How a typical set up looks like.
These are the four set ups: 1. No cooling sponge at all 2. Damp sponge inserted 3. Wet sponge inserted with 30ml room temperature water 4. Wet sponge inserted with 30ml almost freezing water 5. Wet sponge inserted with 30ml room temperature water, in an air con room
In each of these set up, a thermometer sensor is placed around 5cm away from the wind outlet. The drop in temperature is then recorded. After each test, I waited till the temperature reading is nominal before continuing.
The first four set ups are done in my living room late at night (or rather 2am in the morning). I try to simulate a normal Singapore indoor situation by tuning on the ceiling fan, switching on the lights and opening one window. They were conducted at room temperature. For the fourth one, I put the sponge with 30ml of water into the freezer compartment for 10 minutes, when I took it out, the sponge was crispy and some of the water had frozen.
The last one was done in my air-conditioned bedroom. The reason for the last setup was to see if the device performed better in a place with lower humidity (air-con room usually has lower humidity than outside in Singapore)
“Damp sponge” refers to rinsing the sponge under running tap water and then squeezes it out dry as best as I could. Note that if the sponge turns completely dry, it will shrink and harden.
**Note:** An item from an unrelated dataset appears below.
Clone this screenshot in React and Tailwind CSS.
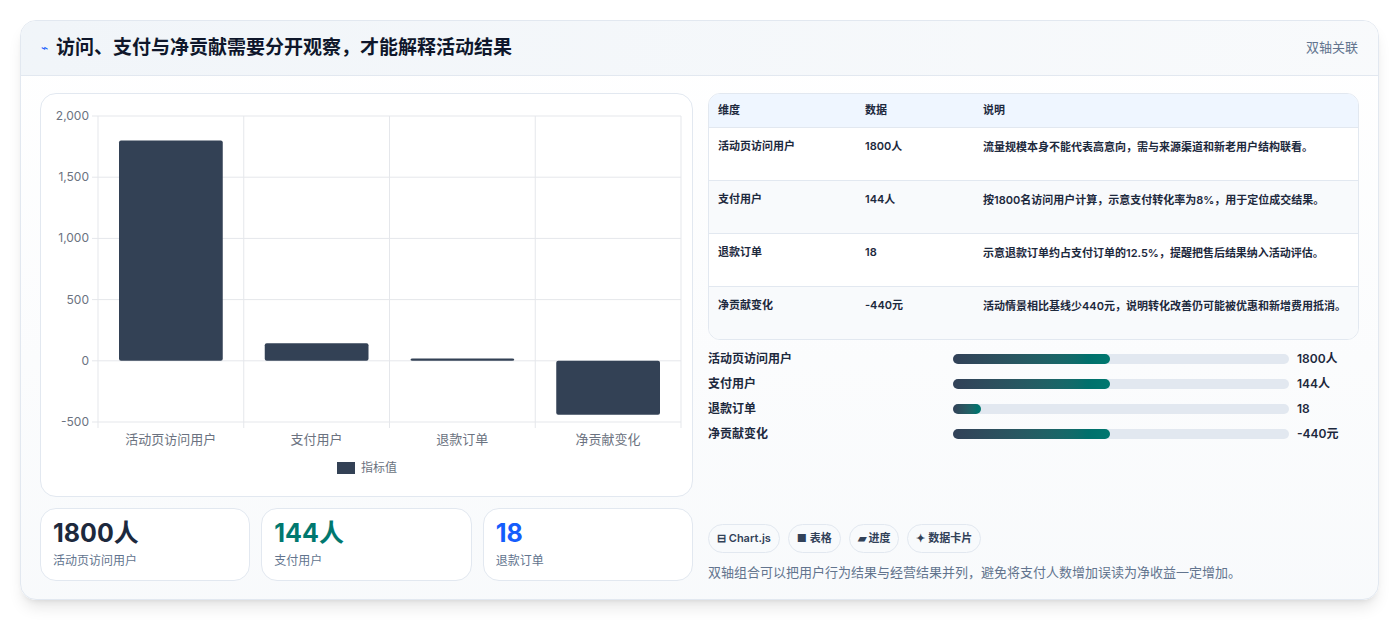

The instructions told me to “fill water bottle included… then pour 30ml EVENLY and SLOWLY throughout the surface… Do not soak under running tap water. It is difficult soak accurately 30ML of water. Always use the water bottle.” Problem: The bottle included is of 75ml capacity, how am I supposed to use the bottle to pour 30ml of water accurately? I resorted to using “agaration” that I learnt in NS by filling the bottle a little less than half.
And here are the findings:
Not putting any sponge in it does not cool the air at all, thus a straight line at 0°C. Putting a damp and wet sponge does not seems to make too much difference, and it seems like putting a damp sponge works better than one with 30ml of water in it. Acting cool and putting near freezing water in the sponge does not work as one would imagine since the temperature climbed up again shortly after it dipped. And clearly, using this gadget in a less humid area (air con room) yields a much better result.
With the results looking lukewarm, is this device useless? It doesn’t seem to cool even more than 1°C on a normal Singapore day as opposed to the claimed 2°C (but since I did not measure the humidity level, I would give and take for this).
Since it works well in area of lower humidity, it could be used in air-conditioned places. But why would you still want to use it when the place is already air-conditioned? There are some old malls, offices or eateries in Singapore that has air-con that works worse than a fan. Those stuffy, dirty, clogged and poorly ventilated air-con units are what I am talking about, I hate it when the air con is “bua sio leng” (half hot cold), stuffy like hell and not much cooler than outside, but you feel it’s less humid since your sweat dries up easily. Another viable place is shopping mall’s toilet, nice to have this while slowly taking a dump. This unit can be hooked up to a USB port and go battery less, so you might considered dripping some fragrance on the sponge and use it as an aroma diffuser, though it’s on the noisy side. Or, you could save it for use in some other countries when you travel.
Basically, if you are someone who uses a portable fan (which I honestly don’t think anyone does these days), this would probably work better than the regular one, though it’s much better in size. Either that or use it as a gift to con bimbos who failed physics in secondary school.